Roundtable on “Indo-Pacific Strategic Churn: Challenges and State Responses”
Event Overview and Core Themes
The Kalinga Institute of Indo-Pacific Studies (KIIPS) convened a roundtable and book launch in New Delhi to address the rapidly evolving security architecture of the Indo-Pacific. Held on November 15, 2025, at the India International Centre, the event brought together distinguished scholars and policymakers to deliberate on the region's transitory geopolitical phase. The session, chaired by Prof. Chintamani Mahapatra, featured the launch of the volume “Indo-Pacific Strategic Churn: Challenges & State Responses,” with keynotes from Ambassador Rajiv Bhatia and Shri Shishir Priyadarshi, President, Chintan Foundation.

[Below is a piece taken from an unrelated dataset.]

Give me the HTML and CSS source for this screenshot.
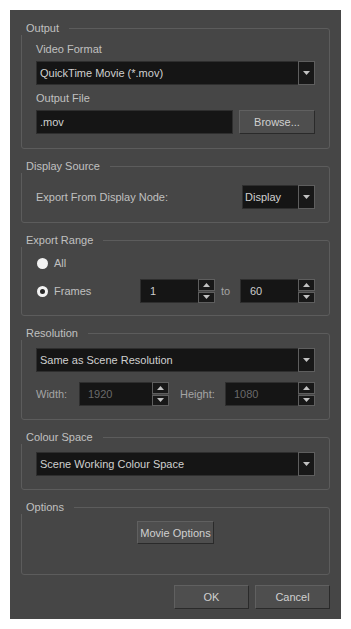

The discussions highlighted that the global international system is currently in a state of "Brownian motion"—non-linear and unsettled—marked by a declining US-led order and an uncrystallised new order. Participants noted that while the US-China rivalry remains the structural driver of regional geopolitics, the landscape is being reshaped by leadership and capability deficits among major powers, as well as the emergence of "geopolitical spaces" filled by shifting alliances. For India, the primary imperative is navigating this turbulence by recalibrating frameworks, doubling down on functional cooperation, and managing the delicate balance between American retrenchment and Chinese assertiveness.
Detailed Strategic Insights
1. The Geopolitical Context: A Region in Transition
- The global geopolitical context is changing rapidly, and existing analytical frameworks are not evolving fast enough to interpret these shifts.
- The international system is in a transitory phase between a declining US-led order and an uncrystallised new order, creating uncertainty and strategic turbulence.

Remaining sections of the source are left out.